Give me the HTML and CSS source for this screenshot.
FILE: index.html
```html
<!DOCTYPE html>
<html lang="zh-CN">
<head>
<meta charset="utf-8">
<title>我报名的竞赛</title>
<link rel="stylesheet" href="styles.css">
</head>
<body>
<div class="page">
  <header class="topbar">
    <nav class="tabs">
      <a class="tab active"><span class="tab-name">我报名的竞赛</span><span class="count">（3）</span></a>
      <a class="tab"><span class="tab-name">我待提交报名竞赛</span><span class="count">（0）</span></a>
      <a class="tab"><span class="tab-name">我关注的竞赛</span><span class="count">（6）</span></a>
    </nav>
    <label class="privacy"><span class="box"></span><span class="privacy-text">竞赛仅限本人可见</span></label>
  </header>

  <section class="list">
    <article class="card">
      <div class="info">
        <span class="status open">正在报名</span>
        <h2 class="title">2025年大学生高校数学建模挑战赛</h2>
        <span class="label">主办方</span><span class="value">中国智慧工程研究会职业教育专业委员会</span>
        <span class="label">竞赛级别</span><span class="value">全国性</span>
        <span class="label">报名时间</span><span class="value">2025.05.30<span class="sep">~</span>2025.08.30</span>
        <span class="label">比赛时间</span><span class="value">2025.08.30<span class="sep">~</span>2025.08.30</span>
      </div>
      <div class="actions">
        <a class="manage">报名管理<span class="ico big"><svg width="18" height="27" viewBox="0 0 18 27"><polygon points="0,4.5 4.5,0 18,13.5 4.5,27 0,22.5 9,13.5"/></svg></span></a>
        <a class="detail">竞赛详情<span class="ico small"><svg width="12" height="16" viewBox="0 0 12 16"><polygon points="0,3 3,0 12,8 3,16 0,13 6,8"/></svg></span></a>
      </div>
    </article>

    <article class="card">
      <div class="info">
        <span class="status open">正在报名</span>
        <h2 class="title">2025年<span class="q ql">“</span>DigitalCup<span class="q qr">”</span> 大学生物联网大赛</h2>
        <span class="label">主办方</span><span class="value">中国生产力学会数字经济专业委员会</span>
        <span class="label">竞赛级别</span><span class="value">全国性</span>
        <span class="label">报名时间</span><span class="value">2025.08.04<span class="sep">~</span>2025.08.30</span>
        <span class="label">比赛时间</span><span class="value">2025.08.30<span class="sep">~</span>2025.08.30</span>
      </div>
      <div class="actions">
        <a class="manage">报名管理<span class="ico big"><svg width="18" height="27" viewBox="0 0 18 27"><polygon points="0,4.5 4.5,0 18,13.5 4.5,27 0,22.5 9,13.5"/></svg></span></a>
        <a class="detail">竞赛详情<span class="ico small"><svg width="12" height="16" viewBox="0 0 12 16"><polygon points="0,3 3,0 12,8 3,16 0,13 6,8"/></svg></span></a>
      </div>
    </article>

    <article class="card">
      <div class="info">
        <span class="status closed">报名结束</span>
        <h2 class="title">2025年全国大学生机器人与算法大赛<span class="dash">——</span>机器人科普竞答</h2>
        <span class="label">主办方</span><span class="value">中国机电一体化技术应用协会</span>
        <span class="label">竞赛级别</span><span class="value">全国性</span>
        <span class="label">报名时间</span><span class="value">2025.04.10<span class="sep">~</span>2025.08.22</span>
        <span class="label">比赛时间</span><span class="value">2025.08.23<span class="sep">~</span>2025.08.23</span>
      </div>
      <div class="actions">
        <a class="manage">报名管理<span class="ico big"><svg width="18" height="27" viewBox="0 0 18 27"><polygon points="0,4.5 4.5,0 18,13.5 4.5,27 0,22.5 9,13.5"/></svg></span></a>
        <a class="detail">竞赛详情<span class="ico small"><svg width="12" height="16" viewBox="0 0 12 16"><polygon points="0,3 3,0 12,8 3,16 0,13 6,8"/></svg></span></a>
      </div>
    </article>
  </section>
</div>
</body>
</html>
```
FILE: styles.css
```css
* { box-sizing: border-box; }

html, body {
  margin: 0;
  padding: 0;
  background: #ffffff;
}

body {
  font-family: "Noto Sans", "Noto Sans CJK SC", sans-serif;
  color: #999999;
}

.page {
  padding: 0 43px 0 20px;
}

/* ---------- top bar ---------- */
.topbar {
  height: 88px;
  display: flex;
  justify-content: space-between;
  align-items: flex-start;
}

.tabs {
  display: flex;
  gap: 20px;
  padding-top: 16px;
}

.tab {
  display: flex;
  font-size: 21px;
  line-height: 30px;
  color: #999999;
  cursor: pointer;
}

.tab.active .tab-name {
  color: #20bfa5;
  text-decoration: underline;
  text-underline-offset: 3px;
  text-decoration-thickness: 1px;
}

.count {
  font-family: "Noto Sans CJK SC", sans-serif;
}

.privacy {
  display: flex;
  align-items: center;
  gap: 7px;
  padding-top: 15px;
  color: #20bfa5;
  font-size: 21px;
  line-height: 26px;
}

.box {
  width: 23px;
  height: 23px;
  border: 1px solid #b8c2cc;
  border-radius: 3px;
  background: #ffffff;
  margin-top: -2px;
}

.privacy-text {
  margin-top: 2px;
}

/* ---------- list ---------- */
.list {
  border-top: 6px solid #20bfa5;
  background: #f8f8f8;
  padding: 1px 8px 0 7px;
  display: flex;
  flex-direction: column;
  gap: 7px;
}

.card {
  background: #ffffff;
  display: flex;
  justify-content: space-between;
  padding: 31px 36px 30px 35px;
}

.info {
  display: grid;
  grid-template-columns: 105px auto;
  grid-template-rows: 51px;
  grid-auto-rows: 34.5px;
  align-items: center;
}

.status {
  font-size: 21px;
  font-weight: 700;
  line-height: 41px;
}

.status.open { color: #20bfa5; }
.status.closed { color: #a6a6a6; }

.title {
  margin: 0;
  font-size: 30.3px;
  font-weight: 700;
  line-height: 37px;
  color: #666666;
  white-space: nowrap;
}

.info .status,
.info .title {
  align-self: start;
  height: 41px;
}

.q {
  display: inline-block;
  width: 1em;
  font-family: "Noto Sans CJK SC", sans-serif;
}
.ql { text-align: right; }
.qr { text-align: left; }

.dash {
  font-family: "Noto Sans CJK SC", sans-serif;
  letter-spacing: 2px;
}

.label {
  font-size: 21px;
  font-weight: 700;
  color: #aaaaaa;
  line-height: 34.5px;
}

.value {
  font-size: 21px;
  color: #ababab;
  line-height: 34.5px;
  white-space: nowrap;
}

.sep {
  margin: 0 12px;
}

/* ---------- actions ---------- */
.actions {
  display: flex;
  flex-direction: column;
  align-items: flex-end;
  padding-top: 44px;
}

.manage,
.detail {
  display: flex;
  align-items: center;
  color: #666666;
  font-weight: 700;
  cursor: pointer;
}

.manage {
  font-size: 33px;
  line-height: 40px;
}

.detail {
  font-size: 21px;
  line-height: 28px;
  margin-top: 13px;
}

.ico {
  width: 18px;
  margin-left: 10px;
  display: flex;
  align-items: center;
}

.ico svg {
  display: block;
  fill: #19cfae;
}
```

-- -- --

### [Work to do]
Repeat the listing in full, keeping every line exactly as it is.

### [Exercise output]
Give me the HTML and CSS source for this screenshot.
FILE: index.html
```html
<!DOCTYPE html>
<html lang="zh-CN">
<head>
<meta charset="utf-8">
<title>我报名的竞赛</title>
<link rel="stylesheet" href="styles.css">
</head>
<body>
<div class="page">
  <header class="topbar">
    <nav class="tabs">
      <a class="tab active"><span class="tab-name">我报名的竞赛</span><span class="count">（3）</span></a>
      <a class="tab"><span class="tab-name">我待提交报名竞赛</span><span class="count">（0）</span></a>
      <a class="tab"><span class="tab-name">我关注的竞赛</span><span class="count">（6）</span></a>
    </nav>
    <label class="privacy"><span class="box"></span><span class="privacy-text">竞赛仅限本人可见</span></label>
  </header>

  <section class="list">
    <article class="card">
      <div class="info">
        <span class="status open">正在报名</span>
        <h2 class="title">2025年大学生高校数学建模挑战赛</h2>
        <span class="label">主办方</span><span class="value">中国智慧工程研究会职业教育专业委员会</span>
        <span class="label">竞赛级别</span><span class="value">全国性</span>
        <span class="label">报名时间</span><span class="value">2025.05.30<span class="sep">~</span>2025.08.30</span>
        <span class="label">比赛时间</span><span class="value">2025.08.30<span class="sep">~</span>2025.08.30</span>
      </div>
      <div class="actions">
        <a class="manage">报名管理<span class="ico big"><svg width="18" height="27" viewBox="0 0 18 27"><polygon points="0,4.5 4.5,0 18,13.5 4.5,27 0,22.5 9,13.5"/></svg></span></a>
        <a class="detail">竞赛详情<span class="ico small"><svg width="12" height="16" viewBox="0 0 12 16"><polygon points="0,3 3,0 12,8 3,16 0,13 6,8"/></svg></span></a>
      </div>
    </article>

    <article class="card">
      <div class="info">
        <span class="status open">正在报名</span>
        <h2 class="title">2025年<span class="q ql">“</span>DigitalCup<span class="q qr">”</span> 大学生物联网大赛</h2>
        <span class="label">主办方</span><span class="value">中国生产力学会数字经济专业委员会</span>
        <span class="label">竞赛级别</span><span class="value">全国性</span>
        <span class="label">报名时间</span><span class="value">2025.08.04<span class="sep">~</span>2025.08.30</span>
        <span class="label">比赛时间</span><span class="value">2025.08.30<span class="sep">~</span>2025.08.30</span>
      </div>
      <div class="actions">
        <a class="manage">报名管理<span class="ico big"><svg width="18" height="27" viewBox="0 0 18 27"><polygon points="0,4.5 4.5,0 18,13.5 4.5,27 0,22.5 9,13.5"/></svg></span></a>
        <a class="detail">竞赛详情<span class="ico small"><svg width="12" height="16" viewBox="0 0 12 16"><polygon points="0,3 3,0 12,8 3,16 0,13 6,8"/></svg></span></a>
      </div>
    </article>

    <article class="card">
      <div class="info">
        <span class="status closed">报名结束</span>
        <h2 class="title">2025年全国大学生机器人与算法大赛<span class="dash">——</span>机器人科普竞答</h2>
        <span class="label">主办方</span><span class="value">中国机电一体化技术应用协会</span>
        <span class="label">竞赛级别</span><span class="value">全国性</span>
        <span class="label">报名时间</span><span class="value">2025.04.10<span class="sep">~</span>2025.08.22</span>
        <span class="label">比赛时间</span><span class="value">2025.08.23<span class="sep">~</span>2025.08.23</span>
      </div>
      <div class="actions">
        <a class="manage">报名管理<span class="ico big"><svg width="18" height="27" viewBox="0 0 18 27"><polygon points="0,4.5 4.5,0 18,13.5 4.5,27 0,22.5 9,13.5"/></svg></span></a>
        <a class="detail">竞赛详情<span class="ico small"><svg width="12" height="16" viewBox="0 0 12 16"><polygon points="0,3 3,0 12,8 3,16 0,13 6,8"/></svg></span></a>
      </div>
    </article>
  </section>
</div>
</body>
</html>
```
FILE: styles.css
```css
* { box-sizing: border-box; }

html, body {
  margin: 0;
  padding: 0;
  background: #ffffff;
}

body {
  font-family: "Noto Sans", "Noto Sans CJK SC", sans-serif;
  color: #999999;
}

.page {
  padding: 0 43px 0 20px;
}

/* ---------- top bar ---------- */
.topbar {
  height: 88px;
  display: flex;
  justify-content: space-between;
  align-items: flex-start;
}

.tabs {
  display: flex;
  gap: 20px;
  padding-top: 16px;
}

.tab {
  display: flex;
  font-size: 21px;
  line-height: 30px;
  color: #999999;
  cursor: pointer;
}

.tab.active .tab-name {
  color: #20bfa5;
  text-decoration: underline;
  text-underline-offset: 3px;
  text-decoration-thickness: 1px;
}

.count {
  font-family: "Noto Sans CJK SC", sans-serif;
}

.privacy {
  display: flex;
  align-items: center;
  gap: 7px;
  padding-top: 15px;
  color: #20bfa5;
  font-size: 21px;
  line-height: 26px;
}

.box {
  width: 23px;
  height: 23px;
  border: 1px solid #b8c2cc;
  border-radius: 3px;
  background: #ffffff;
  margin-top: -2px;
}

.privacy-text {
  margin-top: 2px;
}

/* ---------- list ---------- */
.list {
  border-top: 6px solid #20bfa5;
  background: #f8f8f8;
  padding: 1px 8px 0 7px;
  display: flex;
  flex-direction: column;
  gap: 7px;
}

.card {
  background: #ffffff;
  display: flex;
  justify-content: space-between;
  padding: 31px 36px 30px 35px;
}

.info {
  display: grid;
  grid-template-columns: 105px auto;
  grid-template-rows: 51px;
  grid-auto-rows: 34.5px;
  align-items: center;
}

.status {
  font-size: 21px;
  font-weight: 700;
  line-height: 41px;
}

.status.open { color: #20bfa5; }
.status.closed { color: #a6a6a6; }

.title {
  margin: 0;
  font-size: 30.3px;
  font-weight: 700;
  line-height: 37px;
  color: #666666;
  white-space: nowrap;
}

.info .status,
.info .title {
  align-self: start;
  height: 41px;
}

.q {
  display: inline-block;
  width: 1em;
  font-family: "Noto Sans CJK SC", sans-serif;
}
.ql { text-align: right; }
.qr { text-align: left; }

.dash {
  font-family: "Noto Sans CJK SC", sans-serif;
  letter-spacing: 2px;
}

.label {
  font-size: 21px;
  font-weight: 700;
  color: #aaaaaa;
  line-height: 34.5px;
}

.value {
  font-size: 21px;
  color: #ababab;
  line-height: 34.5px;
  white-space: nowrap;
}

.sep {
  margin: 0 12px;
}

/* ---------- actions ---------- */
.actions {
  display: flex;
  flex-direction: column;
  align-items: flex-end;
  padding-top: 44px;
}

.manage,
.detail {
  display: flex;
  align-items: center;
  color: #666666;
  font-weight: 700;
  cursor: pointer;
}

.manage {
  font-size: 33px;
  line-height: 40px;
}

.detail {
  font-size: 21px;
  line-height: 28px;
  margin-top: 13px;
}

.ico {
  width: 18px;
  margin-left: 10px;
  display: flex;
  align-items: center;
}

.ico svg {
  display: block;
  fill: #19cfae;
}
```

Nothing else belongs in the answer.